There are plenty of pubs, shops and cafés and it’s a pleasant enough spot for a break but I was keen to head on over to Porlock Weir and seek out a green lane I’d spotted on the OS map.
As it happens it was an easy find and a none-too-committing trail ride up steep ground to where it joins a private toll road up to the high moors.
The green lane and toll road can be avoided by sticking to the A39 and riding up the famous Porlock Hill which raises 1,300ft in less than two miles and in parts comes with a one in four gradient.

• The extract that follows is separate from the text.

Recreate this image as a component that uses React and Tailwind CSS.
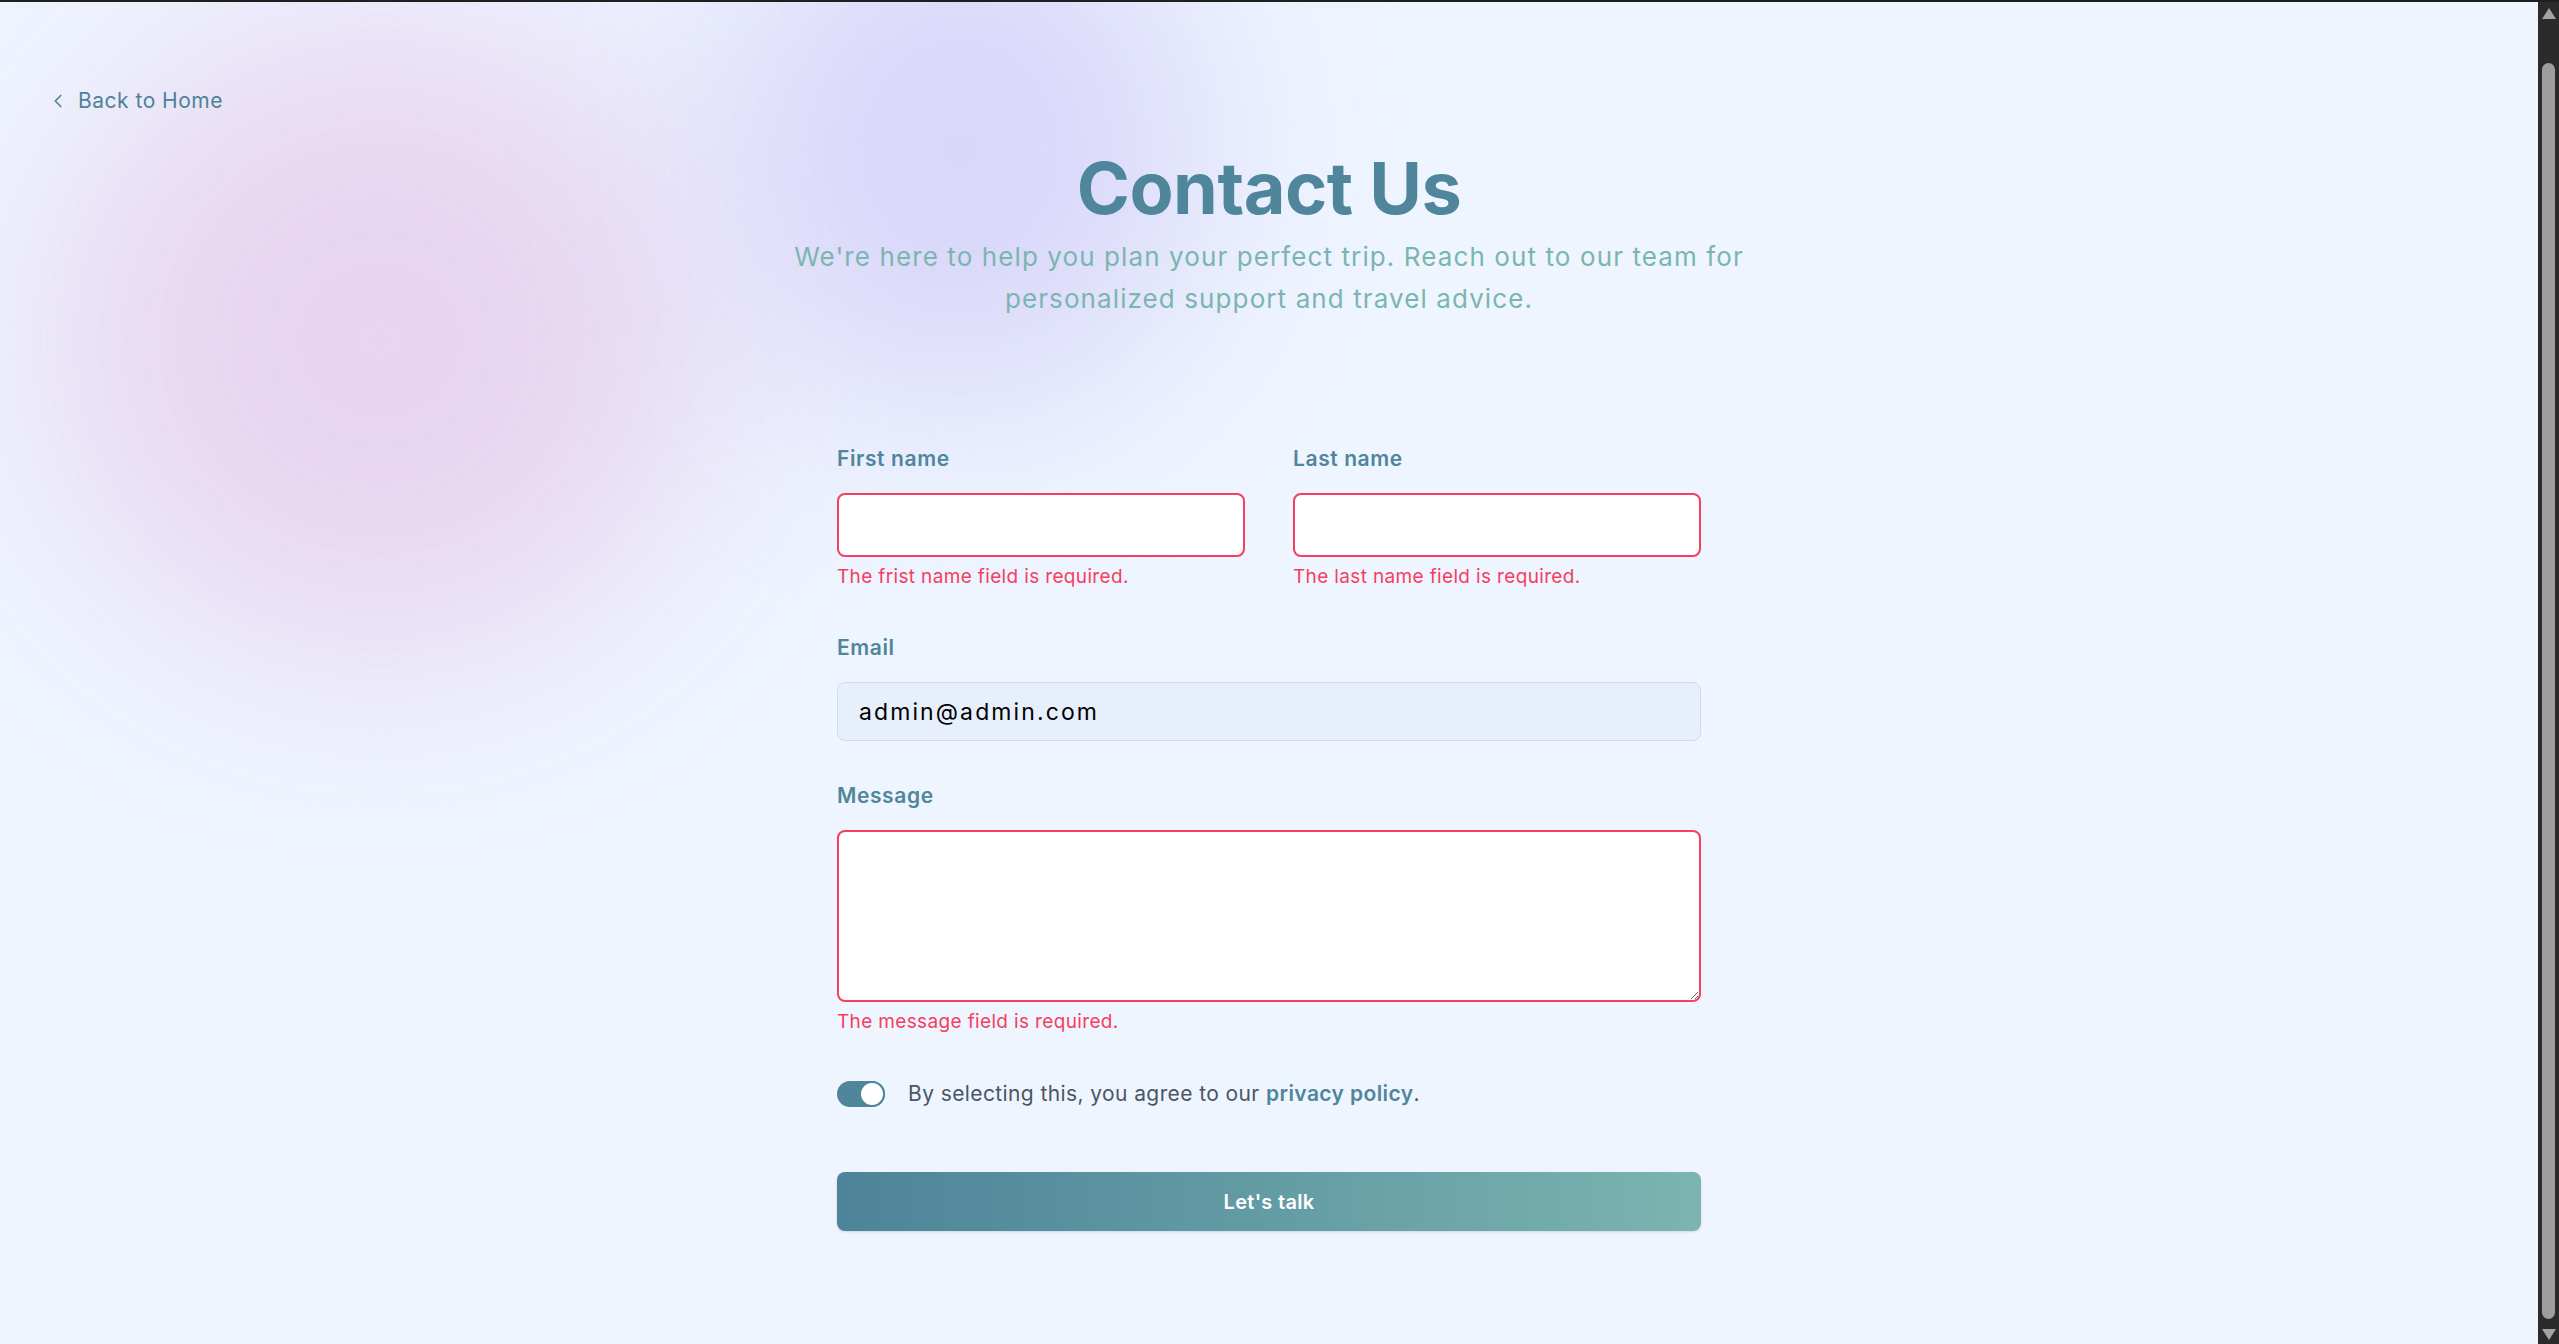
import { useState } from "react";
import { ChevronLeft } from "lucide-react";

const font = { fontFamily: "Inter, 'Open Sans', sans-serif" };

function Field({ label, error, children }) {
  return (
    <div className="flex flex-col">
      <label className="text-[21px] leading-[28px] font-semibold tracking-[0.6px] text-[#4f869b]">{label}</label>
      <div className="mt-[20px]">{children}</div>
      {error && <p className="mt-[7px] text-[19px] leading-[26px] tracking-[0.35px] text-[#f43f5e]">{error}</p>}
    </div>
  );
}

function Scrollbar() {
  return (
    <div className="flex w-[21px] shrink-0 flex-col items-center bg-[#2b2b2b] pt-[8px] pb-[4px]">
      <span className="h-0 w-0 border-x-[7px] border-b-[11px] border-x-transparent border-b-[#a3a3a3]" />
      <span className="mt-[44px] w-[13px] flex-1 rounded-full bg-[#9e9e9e]" />
      <span className="mt-[10px] h-0 w-0 border-x-[7px] border-t-[11px] border-x-transparent border-t-[#a3a3a3]" />
    </div>
  );
}

export default function App() {
  const [agree, setAgree] = useState(true);
  const [email, setEmail] = useState("admin@admin.com");

  return (
    <div className="relative flex h-[1344px] overflow-hidden bg-[#eef5ff]" style={font}>
      <div className="absolute left-0 top-0 z-10 h-[2px] w-full bg-[#1f1f1f]" />

      <main className="relative flex-1 overflow-hidden">
        <div className="absolute left-[50px] top-[20px] h-[640px] w-[660px] rounded-full bg-[#e6cfee] opacity-85 blur-[110px]" />
        <div className="absolute left-[720px] top-[-110px] h-[520px] w-[480px] rounded-full bg-[#d7d3f9] opacity-90 blur-[100px]" />

        <div className="relative">
          <div className="pl-[47px] pt-[87px]">
            <a href="#" className="inline-flex items-center gap-[9px] text-[21px] leading-[28px] tracking-[0.5px] text-[#4f8199]">
              <ChevronLeft size={22} strokeWidth={1.8} />
              Back to Home
            </a>
          </div>

          <div className="mt-[34px] flex flex-col items-center text-center">
            <h1 className="text-[72px] leading-[72px] font-bold tracking-[-0.5px] text-[#4f869b]">Contact Us</h1>
            <p className="mt-[12px] text-[26px] leading-[42px] tracking-[1.1px] text-[#7bb5b0]">
              We're here to help you plan your perfect trip. Reach out to our team for
              <br />
              personalized support and travel advice.
            </p>
          </div>

          <form className="mx-auto mt-[125px] w-[864px]" onSubmit={(e) => e.preventDefault()}>
            <div className="grid grid-cols-2 gap-x-[48px]">
              <Field label="First name" error="The frist name field is required.">
                <input className="h-[64px] w-full rounded-[8px] border-2 border-[#f43f5e] bg-white px-5 text-[21px] outline-none" />
              </Field>
              <Field label="Last name" error="The last name field is required.">
                <input className="h-[64px] w-full rounded-[8px] border-2 border-[#f43f5e] bg-white px-5 text-[21px] outline-none" />
              </Field>
            </div>

            <div className="mt-[44px]">
              <Field label="Email">
                <input
                  value={email}
                  onChange={(e) => setEmail(e.target.value)}
                  className="h-[59px] w-full rounded-[8px] border border-[#d3dbe8] bg-[#e8effc] px-[21px] text-[23px] tracking-[2.1px] text-black outline-none"
                />
              </Field>
            </div>

            <div className="mt-[41px]">
              <Field label="Message" error="The message field is required.">
                <textarea className="block h-[172px] w-full resize-y rounded-[8px] border-2 border-[#f43f5e] bg-white px-5 py-3 text-[21px] outline-none" />
              </Field>
            </div>

            <div className="mt-[45px] flex h-[28px] items-center gap-[23px]">
              <button
                type="button"
                onClick={() => setAgree(!agree)}
                className={`flex h-[26px] w-[48px] items-center rounded-full ${agree ? "justify-end bg-[#4f869b]" : "justify-start bg-gray-300"}`}
              >
                <span className="h-[26px] w-[26px] rounded-full border-2 border-[#4f869b] bg-white" />
              </button>
              <p className="text-[21px] leading-[28px] tracking-[0.4px] text-[#4b5563]">
                By selecting this, you agree to our{" "}
                <a href="#" className="font-semibold text-[#4f869b]">privacy policy</a>.
              </p>
            </div>

            <button
              type="submit"
              className="mt-[64px] flex h-[59px] w-full items-center justify-center rounded-[8px] bg-gradient-to-r from-[#4d8499] to-[#7bb4b0] text-[20px] font-semibold tracking-[0.3px] text-white shadow-sm"
            >
              Let's talk
            </button>
          </form>
        </div>
      </main>

      <Scrollbar />
    </div>
  );
}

However, back to the green lane and toll road which provide interesting riding conditions and pass by Culbone Wood famous for once housing French prisoners and a colony of lepers.
Culbone Church is also said to be the smallest church in England seating just 30 people.
From the toll road, you have the option of taking in the spectacular East Lyn Valley better known as the Doone Valley from the 1869 novel Lorna Doone by R D Blackmoor or sticking with the A39 as it winds its way through the Exmoor Heritage Coastline.
Speaking personally, this fast, sweeping section of the A39, with the moors on the left and striking coastal headland on the right has the same effect on me as the Sirens on sailors and I just can’t bring myself to turn off.
Officially the Coleridge Way terminates at the Pavilion National Park Centre in Lynmouth though no visit to this area would be complete without a ride through Lynton and onto the curious Valley of the Rocks. Both Coleridge and Wordsworth made the trip to the valley and so should you.
The ride finishes with another section of toll road traversing a steep, wooded headland around remote bays such as Lee and Woody Bay with a green lane track heading down to the latter.
Perhaps it’s fitting to end this trail with a few words from the man himself which sum up a ride across West Somerset and North Devon.
‘Now my friends emerge Beneath the wide, wide heaven. And view again the many steepled tract magnificent of hilly fields and meadows and the sea’.